Frost-Protected Shallow Foundations (IRC R403.3)
Digging below the frost line isn't always practical or cost-effective, especially in northern climates where frost depths reach 48 inches or more. IRC Section R403.3 provides an alternative: frost-protected shallow foundations (FPSF) that use rigid insulation instead of depth to prevent frost heave.

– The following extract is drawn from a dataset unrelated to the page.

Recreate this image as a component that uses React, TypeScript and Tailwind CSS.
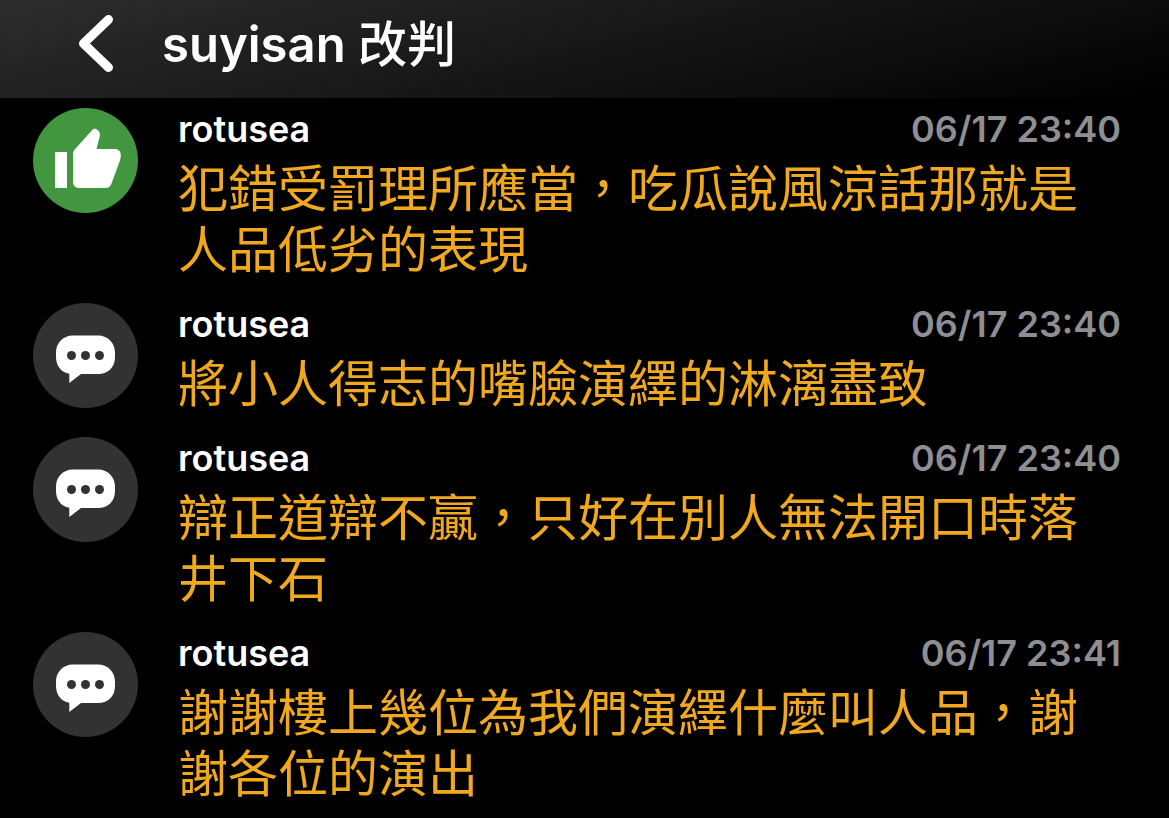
type CommentKind = 'like' | 'reply'

interface Comment {
  id: number
  kind: CommentKind
  author: string
  time: string
  text: string
}

const comments: Comment[] = [
  {
    id: 1,
    kind: 'like',
    author: 'rotusea',
    time: '06/17 23:40',
    text: '犯錯受罰理所應當，吃瓜說風涼話那就是人品低劣的表現',
  },
  {
    id: 2,
    kind: 'reply',
    author: 'rotusea',
    time: '06/17 23:40',
    text: '將小人得志的嘴臉演繹的淋漓盡致',
  },
  {
    id: 3,
    kind: 'reply',
    author: 'rotusea',
    time: '06/17 23:40',
    text: '辯正道辯不贏，只好在別人無法開口時落井下石',
  },
  {
    id: 4,
    kind: 'reply',
    author: 'rotusea',
    time: '06/17 23:41',
    text: '謝謝樓上幾位為我們演繹什麼叫人品，謝謝各位的演出',
  },
]

function LikeBadge() {
  return (
    <svg viewBox="0 0 105 105" className="size-[105px] shrink-0" aria-hidden="true">
      <circle cx="52.5" cy="52.5" r="52.5" fill="#41963f" />
      <path d="M22 44h12v36H22z" fill="#fff" />
      <path
        d="M40 46c0-2 .8-3.500 2.200-5L59 22.200c1.600-1.800 4-1.800 5.600-.3 1.800 1.700 2.700 3.800 2.200 6L63.500 41H82c3.500 0 5.800 2.500 5.800 6 0 2-.3 4-1 6l-8.300 22.500C77.400 78.500 75.500 80 72.500 80H46c-3.500 0-6-2.500-6-6z"
        fill="#fff"
      />
    </svg>
  )
}

function ReplyBadge() {
  return (
    <svg viewBox="0 0 105 105" className="size-[105px] shrink-0" aria-hidden="true">
      <circle cx="52.5" cy="52.5" r="52.5" fill="#323232" />
      <path
        d="M40 32.500h25c10.500 0 17 8 17 17v4.500c0 10-6.500 17-17 17H48L36.300 80v-9.300C28 69.500 23 62.500 23 54v-4.500c0-9 6.500-17 17-17z"
        fill="#fff"
      />
      <circle cx="38.500" cy="52.500" r="4.500" fill="#323232" />
      <circle cx="52.500" cy="52.500" r="4.500" fill="#323232" />
      <circle cx="66.500" cy="52.500" r="4.500" fill="#323232" />
    </svg>
  )
}

function CommentRow({ comment }: { comment: Comment }) {
  return (
    <li className="flex items-start gap-10 pb-[22px]">
      {comment.kind === 'like' ? <LikeBadge /> : <ReplyBadge />}
      <div className="min-w-0 flex-1">
        <div className="flex items-center justify-between text-[36px] leading-[43px]">
          <span className="font-semibold text-white">{comment.author}</span>
          <time className="font-semibold text-[#8e8e93]">{comment.time}</time>
        </div>
        <p className="mt-2 text-[50px] leading-[61px] text-[#f0a81e]">{comment.text}</p>
      </div>
    </li>
  )
}

export default function App() {
  return (
    <div
      lang="zh-Hant"
      className="min-h-screen bg-black font-['Inter','Noto_Sans_CJK_TC',sans-serif]"
    >
      <header className="flex h-[98px] items-center gap-[46px] bg-[linear-gradient(166deg,#2d2d2d,#000000)] px-[76px] pb-2">
        <button type="button" aria-label="返回" className="shrink-0">
          <svg viewBox="0 0 40 64" className="h-16 w-10" fill="none" aria-hidden="true">
            <path
              d="M32.500 6.500L7.500 30.500L32.500 54.500"
              stroke="#fff"
              strokeWidth="9"
              strokeLinecap="round"
              strokeLinejoin="round"
            />
          </svg>
        </button>
        <h1 className="truncate text-[49px] font-semibold text-white">
          suyisan <span className="font-medium">改判</span>
        </h1>
      </header>
      <ul className="pt-2.5 pr-12 pl-[33px]">
        {comments.map((comment) => (
          <CommentRow key={comment.id} comment={comment} />
        ))}
      </ul>
    </div>
  )
}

The concept is straightforward. Rigid foam insulation placed along the foundation perimeter traps geothermal heat in the soil beneath the footing. This keeps the soil temperature above freezing even though the footing is only 12-16 inches deep. It's the same principle used throughout Scandinavia, where frost depths exceed 6 feet but shallow foundations are standard practice.
FPSF Requirements
- - Building must be heated: Minimum 64 degrees F maintained in the lowest level
- - Insulation type: Extruded polystyrene (XPS) or expanded polystyrene (EPS) rated for below-grade use
- - Vertical insulation: Applied to the exterior of the foundation wall from the top of the footing to the finished grade
- - Horizontal insulation: Wing insulation extending outward from the foundation at grade level (required in colder climates)
- - Minimum footing depth: 12 inches below finished grade
- - Insulation R-values and wing dimensions: Specified in IRC Table R403.3(1) based on your Air Freezing Index
When FPSF Makes Sense
- - Deep frost lines: Saves significant excavation cost when frost line is 36"+ deep
- - Rocky soil: Avoids expensive rock removal for deep excavations
- - High water table: Keeps the footing above seasonal groundwater
- - Slab-on-grade construction: Particularly cost-effective for monolithic slab foundations
FPSF is not permitted for unheated structures like detached garages or sheds. Those must use conventional frost-depth footings or be designed as unheated FPSF per IRC R403.3.4, which requires significantly more insulation.
Putting It All Together
Sizing a concrete footing comes down to a simple process: identify your construction type, count the stories supported, determine your soil bearing capacity (or default to 1,500 psf), then look up the minimum width in the IRC table. Make sure the bottom of the footing sits below your local frost line, maintain the 6-inch minimum thickness, and check with your local building department for any amendments to the IRC that apply in your jurisdiction.
For deck footings, use the tributary area method to calculate the actual load on each post, then divide by soil capacity to find the required footing area. When in doubt, go bigger -- a slightly oversized footing costs a few extra dollars in concrete but provides a meaningful safety margin.
Remember that these are minimum code requirements. They represent the least you can do and still pass inspection. For critical structures, poor soil conditions, or any situation that feels like a judgment call, hire a structural engineer. A footing design from an engineer costs a few hundred dollars. Fixing a failed foundation costs tens of thousands.